**What you are asked to do:** Render the material again word for word, skipping the pictures in it.

**Recorded information:**
[start]

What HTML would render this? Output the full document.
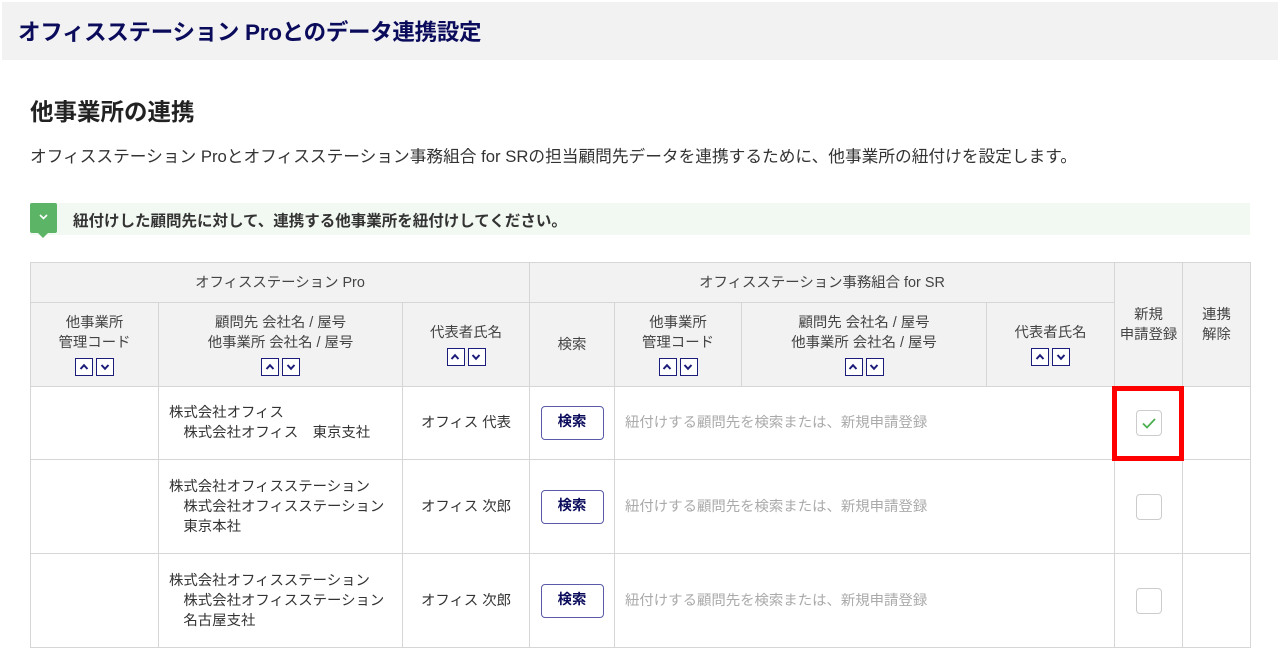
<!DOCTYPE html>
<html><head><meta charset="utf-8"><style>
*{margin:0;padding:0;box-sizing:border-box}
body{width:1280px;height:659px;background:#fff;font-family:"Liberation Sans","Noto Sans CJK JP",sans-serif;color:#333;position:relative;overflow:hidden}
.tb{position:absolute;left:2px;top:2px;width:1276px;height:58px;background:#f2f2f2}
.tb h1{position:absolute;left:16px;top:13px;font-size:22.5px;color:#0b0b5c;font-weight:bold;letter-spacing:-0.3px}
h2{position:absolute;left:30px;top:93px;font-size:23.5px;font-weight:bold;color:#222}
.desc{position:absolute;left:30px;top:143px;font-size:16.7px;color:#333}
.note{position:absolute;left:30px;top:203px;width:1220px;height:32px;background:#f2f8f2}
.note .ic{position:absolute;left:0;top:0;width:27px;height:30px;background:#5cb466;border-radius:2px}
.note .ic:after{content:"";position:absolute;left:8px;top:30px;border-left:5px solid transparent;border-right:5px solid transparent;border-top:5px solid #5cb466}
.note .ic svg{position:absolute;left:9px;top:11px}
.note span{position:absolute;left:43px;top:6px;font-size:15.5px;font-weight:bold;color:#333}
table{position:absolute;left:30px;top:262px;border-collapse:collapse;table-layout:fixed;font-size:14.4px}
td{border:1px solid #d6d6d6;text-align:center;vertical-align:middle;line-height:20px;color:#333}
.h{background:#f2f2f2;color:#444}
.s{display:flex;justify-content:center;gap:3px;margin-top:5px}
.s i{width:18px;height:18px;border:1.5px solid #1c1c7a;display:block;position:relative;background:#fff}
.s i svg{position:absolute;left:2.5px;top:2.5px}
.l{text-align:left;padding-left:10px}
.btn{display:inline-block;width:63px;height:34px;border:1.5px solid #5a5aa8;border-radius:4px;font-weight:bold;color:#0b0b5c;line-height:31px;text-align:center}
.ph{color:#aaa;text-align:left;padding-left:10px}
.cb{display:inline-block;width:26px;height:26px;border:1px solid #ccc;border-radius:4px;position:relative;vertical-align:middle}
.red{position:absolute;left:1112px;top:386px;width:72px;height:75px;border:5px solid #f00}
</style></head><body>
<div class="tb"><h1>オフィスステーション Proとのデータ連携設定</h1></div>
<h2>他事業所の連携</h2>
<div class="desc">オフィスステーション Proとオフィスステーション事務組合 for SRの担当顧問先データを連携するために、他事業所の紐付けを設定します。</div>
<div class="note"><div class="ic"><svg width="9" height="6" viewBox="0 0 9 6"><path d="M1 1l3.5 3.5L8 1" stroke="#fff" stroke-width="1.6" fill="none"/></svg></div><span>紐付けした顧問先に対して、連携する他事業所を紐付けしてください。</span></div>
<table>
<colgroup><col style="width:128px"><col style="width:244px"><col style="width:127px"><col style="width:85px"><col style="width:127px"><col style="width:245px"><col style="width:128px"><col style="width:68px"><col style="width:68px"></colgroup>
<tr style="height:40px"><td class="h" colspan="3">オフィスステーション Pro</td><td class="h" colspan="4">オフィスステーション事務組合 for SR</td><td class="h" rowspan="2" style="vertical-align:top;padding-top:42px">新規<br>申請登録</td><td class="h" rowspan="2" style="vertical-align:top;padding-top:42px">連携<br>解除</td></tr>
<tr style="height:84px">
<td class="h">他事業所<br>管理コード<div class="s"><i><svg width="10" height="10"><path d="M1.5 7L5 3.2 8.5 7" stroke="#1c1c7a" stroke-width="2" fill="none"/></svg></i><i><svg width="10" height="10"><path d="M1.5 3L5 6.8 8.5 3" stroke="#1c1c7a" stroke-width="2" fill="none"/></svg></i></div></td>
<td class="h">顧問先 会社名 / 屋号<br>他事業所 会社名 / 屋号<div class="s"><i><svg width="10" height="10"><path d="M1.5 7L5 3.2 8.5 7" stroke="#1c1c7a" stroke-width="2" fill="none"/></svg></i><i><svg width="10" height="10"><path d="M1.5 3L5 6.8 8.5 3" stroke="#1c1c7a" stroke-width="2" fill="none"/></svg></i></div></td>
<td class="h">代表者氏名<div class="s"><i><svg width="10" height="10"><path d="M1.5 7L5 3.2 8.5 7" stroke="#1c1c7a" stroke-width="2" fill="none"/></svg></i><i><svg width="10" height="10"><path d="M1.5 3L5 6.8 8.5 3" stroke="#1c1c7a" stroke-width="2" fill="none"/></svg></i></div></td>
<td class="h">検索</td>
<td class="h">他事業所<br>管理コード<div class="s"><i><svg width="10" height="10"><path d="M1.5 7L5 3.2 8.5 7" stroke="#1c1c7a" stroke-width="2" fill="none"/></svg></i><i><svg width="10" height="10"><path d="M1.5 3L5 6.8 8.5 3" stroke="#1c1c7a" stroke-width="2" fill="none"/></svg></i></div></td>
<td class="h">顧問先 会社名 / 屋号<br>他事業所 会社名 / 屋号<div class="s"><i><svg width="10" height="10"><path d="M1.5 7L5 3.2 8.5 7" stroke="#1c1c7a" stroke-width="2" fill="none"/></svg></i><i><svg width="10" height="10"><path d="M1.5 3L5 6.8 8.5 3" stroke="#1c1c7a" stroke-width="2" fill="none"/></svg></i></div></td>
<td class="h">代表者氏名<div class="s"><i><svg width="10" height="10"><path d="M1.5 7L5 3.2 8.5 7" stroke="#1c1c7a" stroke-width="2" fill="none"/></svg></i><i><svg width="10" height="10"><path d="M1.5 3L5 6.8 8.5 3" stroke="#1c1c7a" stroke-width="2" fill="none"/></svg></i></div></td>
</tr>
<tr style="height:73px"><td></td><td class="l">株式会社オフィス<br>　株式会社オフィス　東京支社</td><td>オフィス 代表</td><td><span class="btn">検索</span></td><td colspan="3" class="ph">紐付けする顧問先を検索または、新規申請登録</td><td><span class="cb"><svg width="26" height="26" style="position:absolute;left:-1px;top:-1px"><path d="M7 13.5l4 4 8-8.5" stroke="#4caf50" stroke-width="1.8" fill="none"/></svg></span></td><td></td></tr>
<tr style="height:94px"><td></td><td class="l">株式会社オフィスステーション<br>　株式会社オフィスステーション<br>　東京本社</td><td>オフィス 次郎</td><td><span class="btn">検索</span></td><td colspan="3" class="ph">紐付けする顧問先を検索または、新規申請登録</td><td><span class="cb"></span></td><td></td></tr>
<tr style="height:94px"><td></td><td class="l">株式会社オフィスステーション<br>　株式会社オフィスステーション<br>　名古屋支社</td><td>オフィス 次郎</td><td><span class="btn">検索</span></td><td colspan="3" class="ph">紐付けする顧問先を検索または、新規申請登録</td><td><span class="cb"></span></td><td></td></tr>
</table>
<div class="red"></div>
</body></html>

[end]

**Expected output:**
What HTML would render this? Output the full document.
<!DOCTYPE html>
<html><head><meta charset="utf-8"><style>
*{margin:0;padding:0;box-sizing:border-box}
body{width:1280px;height:659px;background:#fff;font-family:"Liberation Sans","Noto Sans CJK JP",sans-serif;color:#333;position:relative;overflow:hidden}
.tb{position:absolute;left:2px;top:2px;width:1276px;height:58px;background:#f2f2f2}
.tb h1{position:absolute;left:16px;top:13px;font-size:22.5px;color:#0b0b5c;font-weight:bold;letter-spacing:-0.3px}
h2{position:absolute;left:30px;top:93px;font-size:23.5px;font-weight:bold;color:#222}
.desc{position:absolute;left:30px;top:143px;font-size:16.7px;color:#333}
.note{position:absolute;left:30px;top:203px;width:1220px;height:32px;background:#f2f8f2}
.note .ic{position:absolute;left:0;top:0;width:27px;height:30px;background:#5cb466;border-radius:2px}
.note .ic:after{content:"";position:absolute;left:8px;top:30px;border-left:5px solid transparent;border-right:5px solid transparent;border-top:5px solid #5cb466}
.note .ic svg{position:absolute;left:9px;top:11px}
.note span{position:absolute;left:43px;top:6px;font-size:15.5px;font-weight:bold;color:#333}
table{position:absolute;left:30px;top:262px;border-collapse:collapse;table-layout:fixed;font-size:14.4px}
td{border:1px solid #d6d6d6;text-align:center;vertical-align:middle;line-height:20px;color:#333}
.h{background:#f2f2f2;color:#444}
.s{display:flex;justify-content:center;gap:3px;margin-top:5px}
.s i{width:18px;height:18px;border:1.5px solid #1c1c7a;display:block;position:relative;background:#fff}
.s i svg{position:absolute;left:2.5px;top:2.5px}
.l{text-align:left;padding-left:10px}
.btn{display:inline-block;width:63px;height:34px;border:1.5px solid #5a5aa8;border-radius:4px;font-weight:bold;color:#0b0b5c;line-height:31px;text-align:center}
.ph{color:#aaa;text-align:left;padding-left:10px}
.cb{display:inline-block;width:26px;height:26px;border:1px solid #ccc;border-radius:4px;position:relative;vertical-align:middle}
.red{position:absolute;left:1112px;top:386px;width:72px;height:75px;border:5px solid #f00}
</style></head><body>
<div class="tb"><h1>オフィスステーション Proとのデータ連携設定</h1></div>
<h2>他事業所の連携</h2>
<div class="desc">オフィスステーション Proとオフィスステーション事務組合 for SRの担当顧問先データを連携するために、他事業所の紐付けを設定します。</div>
<div class="note"><div class="ic"><svg width="9" height="6" viewBox="0 0 9 6"><path d="M1 1l3.5 3.5L8 1" stroke="#fff" stroke-width="1.6" fill="none"/></svg></div><span>紐付けした顧問先に対して、連携する他事業所を紐付けしてください。</span></div>
<table>
<colgroup><col style="width:128px"><col style="width:244px"><col style="width:127px"><col style="width:85px"><col style="width:127px"><col style="width:245px"><col style="width:128px"><col style="width:68px"><col style="width:68px"></colgroup>
<tr style="height:40px"><td class="h" colspan="3">オフィスステーション Pro</td><td class="h" colspan="4">オフィスステーション事務組合 for SR</td><td class="h" rowspan="2" style="vertical-align:top;padding-top:42px">新規<br>申請登録</td><td class="h" rowspan="2" style="vertical-align:top;padding-top:42px">連携<br>解除</td></tr>
<tr style="height:84px">
<td class="h">他事業所<br>管理コード<div class="s"><i><svg width="10" height="10"><path d="M1.5 7L5 3.2 8.5 7" stroke="#1c1c7a" stroke-width="2" fill="none"/></svg></i><i><svg width="10" height="10"><path d="M1.5 3L5 6.8 8.5 3" stroke="#1c1c7a" stroke-width="2" fill="none"/></svg></i></div></td>
<td class="h">顧問先 会社名 / 屋号<br>他事業所 会社名 / 屋号<div class="s"><i><svg width="10" height="10"><path d="M1.5 7L5 3.2 8.5 7" stroke="#1c1c7a" stroke-width="2" fill="none"/></svg></i><i><svg width="10" height="10"><path d="M1.5 3L5 6.8 8.5 3" stroke="#1c1c7a" stroke-width="2" fill="none"/></svg></i></div></td>
<td class="h">代表者氏名<div class="s"><i><svg width="10" height="10"><path d="M1.5 7L5 3.2 8.5 7" stroke="#1c1c7a" stroke-width="2" fill="none"/></svg></i><i><svg width="10" height="10"><path d="M1.5 3L5 6.8 8.5 3" stroke="#1c1c7a" stroke-width="2" fill="none"/></svg></i></div></td>
<td class="h">検索</td>
<td class="h">他事業所<br>管理コード<div class="s"><i><svg width="10" height="10"><path d="M1.5 7L5 3.2 8.5 7" stroke="#1c1c7a" stroke-width="2" fill="none"/></svg></i><i><svg width="10" height="10"><path d="M1.5 3L5 6.8 8.5 3" stroke="#1c1c7a" stroke-width="2" fill="none"/></svg></i></div></td>
<td class="h">顧問先 会社名 / 屋号<br>他事業所 会社名 / 屋号<div class="s"><i><svg width="10" height="10"><path d="M1.5 7L5 3.2 8.5 7" stroke="#1c1c7a" stroke-width="2" fill="none"/></svg></i><i><svg width="10" height="10"><path d="M1.5 3L5 6.8 8.5 3" stroke="#1c1c7a" stroke-width="2" fill="none"/></svg></i></div></td>
<td class="h">代表者氏名<div class="s"><i><svg width="10" height="10"><path d="M1.5 7L5 3.2 8.5 7" stroke="#1c1c7a" stroke-width="2" fill="none"/></svg></i><i><svg width="10" height="10"><path d="M1.5 3L5 6.8 8.5 3" stroke="#1c1c7a" stroke-width="2" fill="none"/></svg></i></div></td>
</tr>
<tr style="height:73px"><td></td><td class="l">株式会社オフィス<br>　株式会社オフィス　東京支社</td><td>オフィス 代表</td><td><span class="btn">検索</span></td><td colspan="3" class="ph">紐付けする顧問先を検索または、新規申請登録</td><td><span class="cb"><svg width="26" height="26" style="position:absolute;left:-1px;top:-1px"><path d="M7 13.5l4 4 8-8.5" stroke="#4caf50" stroke-width="1.8" fill="none"/></svg></span></td><td></td></tr>
<tr style="height:94px"><td></td><td class="l">株式会社オフィスステーション<br>　株式会社オフィスステーション<br>　東京本社</td><td>オフィス 次郎</td><td><span class="btn">検索</span></td><td colspan="3" class="ph">紐付けする顧問先を検索または、新規申請登録</td><td><span class="cb"></span></td><td></td></tr>
<tr style="height:94px"><td></td><td class="l">株式会社オフィスステーション<br>　株式会社オフィスステーション<br>　名古屋支社</td><td>オフィス 次郎</td><td><span class="btn">検索</span></td><td colspan="3" class="ph">紐付けする顧問先を検索または、新規申請登録</td><td><span class="cb"></span></td><td></td></tr>
</table>
<div class="red"></div>
</body></html>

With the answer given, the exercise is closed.